Rich Pickings for Majors Amongst Smaller Oil Co.s

RelevanceStart up oil companies typically fund exploration through issuing equity, and fund development through issuing debt. Now that the debt (and most of the equity) markets have dried up, small companies are suffering. Particularly at risk are those with portfolios that are high in exploration assets (prospects) but low in discoveries and producing assets. Those companies with assets in high risk areas (technically and politically) may find that the recent collapse in oil price (and the growing perception in the market that it will stay lower for some time) has removed all the upside that justified the original investment in the first place. Such companies are vulnerable as their “cash burn rate” is eating up current financing and there is little prospect for immediate refinancing or generating revenues. In this scenario, cash rich, larger oil firms can pick up assets (or whole companies) on the cheap.

AnalysisTo borrow and adapt the name of a popular US toy retailer, oil firms can justifiably label themselves “Capex ‘R’ Us”. A very large portion of the oil firm’s cash flow is reinvested in gaining access to resources (e.g. signature bonuses, licence bids) and in the capital intensive activities of exploration, appraisal and development. Those small firms without existing production have to rely on finance to provide the funds for such investment, in the hope that they too will one day produce the oil that will generate revenues for reinvestment and provide a sufficient return to their investors.

Such small companies are usually high risk because they have a portfolio that is skewed towards the exploration end of the value chain, with no immediate prospect of generating revenues. Furthermore, they often have very few assets, betting that their chosen prospect(s) will come good. Those that are more adventurous and invest in less politically stable regions carry increased risk due to the simple fact that they are usually very small fish in a very large pond, with limited leverage to renegotiate their commitments to host government sponsors (for example, to renegotiate a drilling schedule). Those operating in Western countries may get more leniency when dealing with the government.

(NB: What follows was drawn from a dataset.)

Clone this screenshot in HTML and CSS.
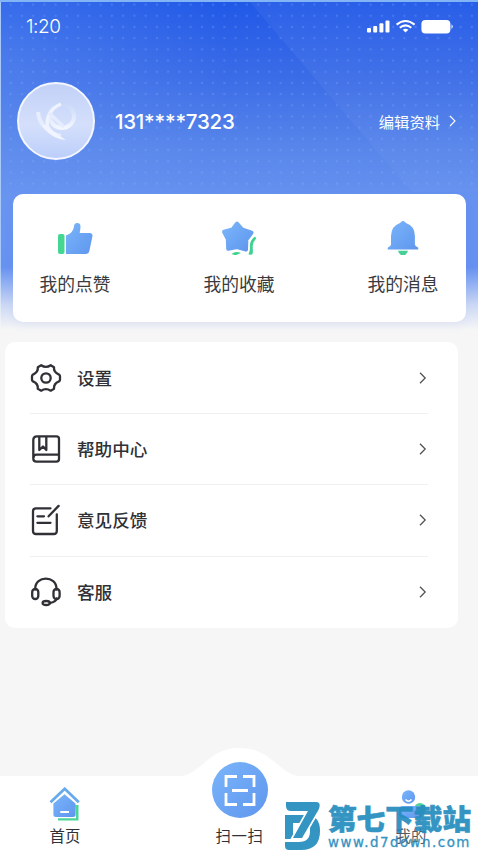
FILE: index.html
```html
<!DOCTYPE html>
<html lang="zh-CN">
<head>
<meta charset="utf-8">
<title>我的</title>
<link rel="stylesheet" href="styles.css">
</head>
<body>
<svg class="defs" width="0" height="0">
  <defs>
    <linearGradient id="blue" x1="0" y1="0" x2="1" y2="1"><stop offset="0" stop-color="#7ab5fa"/><stop offset="1" stop-color="#5f96ee"/></linearGradient>
    <linearGradient id="petal" x1="0" y1="0" x2="0" y2="1"><stop offset="0" stop-color="#cbd9f9"/><stop offset="1" stop-color="#f2f6ff"/></linearGradient>
  </defs>
</svg>
<div class="app">
  <header class="hero">
    <div class="beam"></div>
    <div class="dots"></div>
    <div class="status">
      <span class="time">1:20</span>
      <svg width="88" height="16" viewBox="0 0 88 16" fill="#fff">
        <rect x="0" y="9" width="4" height="4.5" rx="1"/><rect x="6.2" y="7" width="4" height="6.5" rx="1"/><rect x="12.4" y="4.3" width="4" height="9.2" rx="1"/><rect x="18.5" y="1.5" width="4" height="12" rx="1"/>
        <g fill="none" stroke="#fff" stroke-width="2"><path d="M29.6 5.6Q38.5-1.6 47.6 5.6"/><path d="M32.8 8.7Q38.5 4 44.3 8.7"/></g>
        <path d="M35.7 10.7Q38.5 8.6 41.4 10.7L38.5 13.5Z"/>
        <rect x="54.4" y="1" width="29" height="13.6" rx="4"/><path d="M84.5 5.2Q87 7.5 84.5 10Z"/>
      </svg>
    </div>
    <div class="profile">
      <div class="avatar">
        <svg width="42" height="46" viewBox="0 0 42 46" fill="none">
          <path d="M3 14C4 25 12 35 26 38" stroke="#e6edfd" stroke-width="4"/>
          <path d="M7 27C13 36 20 41 31 42C25 38 18 34 14 28Z" fill="#f1f5ff"/>
          <circle cx="27" cy="18" r="12" stroke="url(#petal)" stroke-width="4"/>
          <path d="M13 31C10 19 16 10 26 6" stroke="#eef3ff" stroke-width="3.5"/>
          <path d="M14 15L29 29" stroke="#e5ecfd" stroke-width="3.5"/>
        </svg>
      </div>
      <span class="phone">131****7323</span>
      <a class="edit">编辑资料<svg width="8" height="12" viewBox="0 0 8 12" fill="none" stroke="#fff" stroke-width="1.1"><path d="M1 1L6 6L1 11"/></svg></a>
    </div>
  </header>

  <section class="stats">
    <div class="stat">
      <svg width="36" height="36" viewBox="0 0 36 36"><rect x="1" y="15" width="6.5" height="20" rx="2" fill="#45d692"/><path d="M9 35V16.5C14 15 16.5 11.5 17 7C17.3 4.9 18.6 4 20 4C23 4 24 6 23.3 10L22.7 14H32.5Q36 14.2 35.4 17.5L32.4 31.7Q31.7 35 28.4 35Z" fill="url(#blue)"/></svg>
      <span>我的点赞</span>
    </div>
    <div class="stat">
      <svg width="36" height="36" viewBox="0 0 36 36"><path d="M33.5 17.7Q36 18 34.4 20.7Q31.5 23.2 31.700 27L31.9 33.5Q31.7 37 27.5 35.2Q29.5 31 28.8 27Q29 21.3 33.5 17.7ZM10.500 35Q14.5 31.6 20 34L14.5 36.3Z" fill="#3fd18e"/><path d="M16 4.500L11.6 10.4L3 12.800L6.800 20L7.200 29.800L16 28L25 30.500L25.400 20.500L30.500 13.700L21 10.400Z" fill="url(#blue)" stroke="url(#blue)" stroke-width="4" stroke-linejoin="round"/></svg>
      <span>我的收藏</span>
    </div>
    <div class="stat">
      <svg width="36" height="36" viewBox="0 0 36 36"><path d="M13 31.7H23Q21.7 36.5 18 36.5T13 31.7Z" fill="#48cf95"/><path d="M15 4Q18 0 21 4Q29.8 7 29.9 17V25.5Q30.5 27.6 32.4 28Q33.5 28.4 33.3 30.5H2.7Q2.4 28.4 3.7 28Q5.8 27.4 6 25.5V17Q6.2 7 15 4Z" fill="url(#blue)"/></svg>
      <span>我的消息</span>
    </div>
  </section>

  <section class="menu">
    <div class="row">
      <svg class="ico" width="32" height="32" viewBox="0 0 32 32"><path d="M11.2 3.2Q15.9 6.6 20.7 3.2L24 5.2Q23.4 10.4 29 12.6Q30 13.2 30 14.3V17.7Q30 18.8 29 19.4Q23.6 21.4 24 26.8L20.7 28.7Q15.9 25.4 11.2 28.7L7.8 26.8Q8.3 21.4 3 19.4Q2 18.8 2 17.7V14.3Q2 13.2 3 12.6Q8.4 10.4 7.8 5.2Z"/><circle cx="16" cy="16" r="4.7"/></svg>
      <span class="label">设置</span><svg class="chev" width="8" height="12" viewBox="0 0 8 12"><path d="M1 .8L6.2 6L1 11.2"/></svg>
    </div>
    <div class="row">
      <svg class="ico" width="32" height="32" viewBox="0 0 32 32"><path d="M7 3.4H26.5Q29 3.4 29 5.9V26Q29 28.6 26.5 28.6H6.5Q3.3 28.6 3.3 25.4V7.1Q3.3 3.4 7 3.4ZM3.5 24.7Q3.5 21.7 6.5 21.7H29M9.3 3.5V17L13 13.5L16.3 17V3.5"/></svg>
      <span class="label">帮助中心</span><svg class="chev" width="8" height="12" viewBox="0 0 8 12"><path d="M1 .8L6.2 6L1 11.2"/></svg>
    </div>
    <div class="row">
      <svg class="ico" width="32" height="32" viewBox="0 0 32 32"><path d="M20.5 4.3H6Q3 4.3 3 7.3V27Q3 30 6 30H23.8Q26.8 30 26.8 27V10.5M28.6 1.9L18.6 12.3M7.4 12.3H14M7.4 18.8H20.5"/></svg>
      <span class="label">意见反馈</span><svg class="chev" width="8" height="12" viewBox="0 0 8 12"><path d="M1 .8L6.2 6L1 11.2"/></svg>
    </div>
    <div class="row">
      <svg class="ico" width="32" height="32" viewBox="0 0 32 32"><path d="M5.2 13.5V12.8C5.2-.9 26.5-.9 26.5 12.8V13.5M26.8 22.5C26 25 22.8 26.5 19.8 27"/><rect x="2.2" y="13" width="6.1" height="10" rx="3"/><rect x="23.5" y="13" width="6.1" height="10" rx="3"/><ellipse cx="16.2" cy="27" rx="3.6" ry="2"/></svg>
      <span class="label">客服</span><svg class="chev" width="8" height="12" viewBox="0 0 8 12"><path d="M1 .8L6.2 6L1 11.2"/></svg>
    </div>
  </section>

  <nav class="tabs">
    <svg class="hump" width="130" height="30" viewBox="0 0 130 30"><path d="M0 30C28 29 31 1 65 1S102 29 130 30Z" fill="#fff"/></svg>
    <div class="tab">
      <svg width="32" height="34" viewBox="0 0 32 34"><path d="M26.2 18H29.5V33.5H9V31.3H27Z" fill="#4dd49a"/><path d="M1.5 15.2L15.7 1.8L29.8 15.2" fill="none" stroke="#67a9ed" stroke-width="2.8"/><path d="M4.4 29.5V16.5L15.5 7.2L26.5 16.5V27.5Q26.5 30 24 30H7Q4.4 30 4.4 27.5Z" fill="url(#blue)"/><path d="M11.3 25H20" stroke="#fff" stroke-width="2"/></svg>
      <span>首页</span>
    </div>
    <div class="tab scan">
      <svg width="56" height="56" viewBox="0 0 56 56"><circle cx="28" cy="28" r="28" fill="url(#blue)"/><path d="M14 25V14.5H25M31 14.5H42V25M42 31V42.5H31M25 42.5H14V31M20 28.5H36" fill="none" stroke="#fff" stroke-width="2.8"/></svg>
      <span>扫一扫</span>
    </div>
    <div class="tab mine">
      <svg width="32" height="34" viewBox="0 0 32 34"><circle cx="13.5" cy="10" r="6.7" fill="url(#blue)"/><path d="M10.500 12.5Q13.5 16 16.5 12.5" fill="none" stroke="#fff" stroke-width="1.5"/><circle cx="25" cy="22" r="6" fill="#4dd49a"/><rect x="4" y="19" width="23" height="12" rx="4" fill="url(#blue)"/></svg>
      <span>我的</span>
    </div>
  </nav>

  <div class="watermark">
    <svg width="36" height="48" viewBox="0 0 36 48" fill="#258cbe"><path fill-rule="evenodd" d="M0 13H24Q35 15 35 29Q35 48 16 48H4Q0 48 0 44V40H14Q25 40 25 29Q25 21 19 21H8V37H0Z"/><path d="M2 0H31Q35.500 0 34.500 5Q34 8 31 12L17 36H8L23 9H6Q2 9 2 5Z" stroke="#fff" stroke-width="3.5"/><path d="M1 0H31Q35.500 0 34.500 5Q34 8 31 12L17 36H8L23 9H6Q1 9 1 4Z"/></svg>
    <div class="wm-text"><b>第七下载站</b><span>www.d7down.com</span></div>
  </div>
</div>
</body>
</html>
```
FILE: styles.css
```css
* { box-sizing: border-box; }
body { margin: 0; background: #f6f6f6; font-family: "Noto Sans CJK SC", sans-serif; }
.defs { position: absolute; }
.app { position: relative; width: 478px; height: 850px; overflow: hidden; display: flex; flex-direction: column; }
svg { display: block; flex: none; }

.hero {
  position: relative; height: 332px; flex: none; color: #fff;
  border-top: 2px solid #83b4f5;
  background:
    linear-gradient(180deg, rgba(246,246,246,0) 265px, rgba(246,246,246,.7) 303px, #f6f6f6 328px),
    linear-gradient(90deg, #a9c9f8 1px, transparent 1px),
    radial-gradient(ellipse 230px 260px at 0 60px, rgba(120,165,245,.32), rgba(120,165,245,0)),
    linear-gradient(180deg, #2058e7 0, #3b6ce7 75px, #5785ea 145px, #6692f0 195px, #6690f2 300px);
}
.beam {
  position: absolute; inset: 0 0 140px 0;
  background: linear-gradient(135deg, rgba(255,255,255,.07), rgba(255,255,255,.02));
  clip-path: polygon(250px 0, 100% 0, 100% 100%, 412px 100%);
}
.dots {
  position: absolute; inset: 0 0 138px 1px;
  background: radial-gradient(circle, rgba(150,185,255,.24) 0 .8px, transparent 1.6px) 4px -3px / 11.25px 11.2px;
}
.status { position: relative; height: 50px; padding: 0 23px 0 26px; display: flex; justify-content: space-between; align-items: center; }
.time { font: 300 19px/24px Inter, sans-serif; letter-spacing: -.4px; }
.profile { position: relative; height: 78px; margin: 30px 21px 0 17px; display: flex; align-items: center; }
.avatar { width: 78px; height: 78px; border: 2px solid #f3f6ff; border-radius: 50%; background: linear-gradient(#c2d1f7, #d4dffb 55%, #bccffa); display: flex; align-items: center; justify-content: center; }
.phone { margin: 2px 0 0 20px; font: 500 20.5px/28px Inter, sans-serif; letter-spacing: -.25px; }
.edit { margin-left: auto; display: flex; align-items: center; gap: 9px; font-size: 15.3px; line-height: 22px; }

.stats { position: relative; flex: none; width: 453px; height: 128px; margin: -138px 0 0 12.5px; padding: 25px 0 0; background: #fff; border-radius: 10px; display: flex; justify-content: space-between; box-shadow: 0 4px 10px rgba(100,120,180,.06); }
.stat { width: 125px; display: flex; flex-direction: column; align-items: center; font-size: 17.8px; line-height: 26px; color: #3a3a3d; gap: 15px; }

.menu { flex: none; width: 453px; height: 286px; margin: 20px 0 0 5px; background: #fff; border-radius: 10px; padding: 0 30px 0 25px; }
.row { height: 71.5px; display: flex; align-items: center; border-bottom: 1px solid #f0f0f0; }
.row:last-child { border-bottom: 0; }
.row:first-child { padding-top: 1px; }
.ico { fill: none; stroke: #303136; stroke-width: 2.3; stroke-linecap: round; stroke-linejoin: round; }
.label { margin-left: 15px; font-size: 17.6px; font-weight: 500; line-height: 26px; color: #303136; }
.chev { margin: 0 1px 0 auto; fill: none; stroke: #505154; stroke-width: 1.25; }

.tabs { position: relative; flex: none; height: 74px; margin-top: auto; background: #fff; display: flex; justify-content: space-between; }
.hump { position: absolute; left: 175px; top: -29px; }
.tab { position: relative; width: 130px; padding-top: 11px; display: flex; flex-direction: column; align-items: center; font-size: 15.4px; line-height: 24px; color: #303136; gap: 2px; }
.scan { width: 90px; margin: -14px 0 0 5px; padding-top: 0; letter-spacing: .6px; gap: 5px; }
.mine { width: 134px; }
.mine span { opacity: .8; }

.watermark { position: absolute; left: 285px; top: 802px; display: flex; gap: 7px; color: #258cbe; opacity: .93; }
.wm-text { width: 144px; display: flex; flex-direction: column; white-space: nowrap; }
.wm-text b { font-size: 28.6px; font-weight: 900; line-height: 32px; -webkit-text-stroke: .6px #258cbe; }
.wm-text span { margin-top: 1px; font: 400 13.4px/16px "DejaVu Sans", sans-serif; letter-spacing: 1.5px; -webkit-text-stroke: .3px #258cbe; }
```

In today’s world, cash truly is king. The large oil firms, exemplified by the majors, have come off the back of a period of high oil prices with exceptionally strong balance sheets and strong cash flow generation. The result has been programs of share buy backs and dividend hikes by all the major oil companies. This has not gone unnoticed by the investment community that sees the majors as a safe haven during the tumult on the financial markets. Conversely, the financial community has punished the stock prices of small oil and gas players severely, anticipating that such firms will not raise further finance and therefore run out of cash, becoming distressed sellers of assets (or even the whole firm). The majors are ideally placed to snap up such assets and companies on the cheap.

Opportunities provided by distressed small oil firms (for example, those quoted on London’s AIM market, a popular market for raising small oil company capital) are in themselves not sufficiently material to attract the attention of oil majors seeking to buy assets as entry vehicles to new regions. However, majors that are seeking to add to existing assets, or are seeking to add assets in a strategic region, may find such targets appealing.

For their part though, the oil majors are likely to remain cautious. They too will want to conserve cash, as the uncertainty over finance and the direction of the oil price remains.

Deal making may be tough though. Small oil companies (e.g. those quoted on London’s AIM) are often controlled by their management, who generally believe that the firm’s value is well above its stock price. They will only sell if the firm is truly out of cash.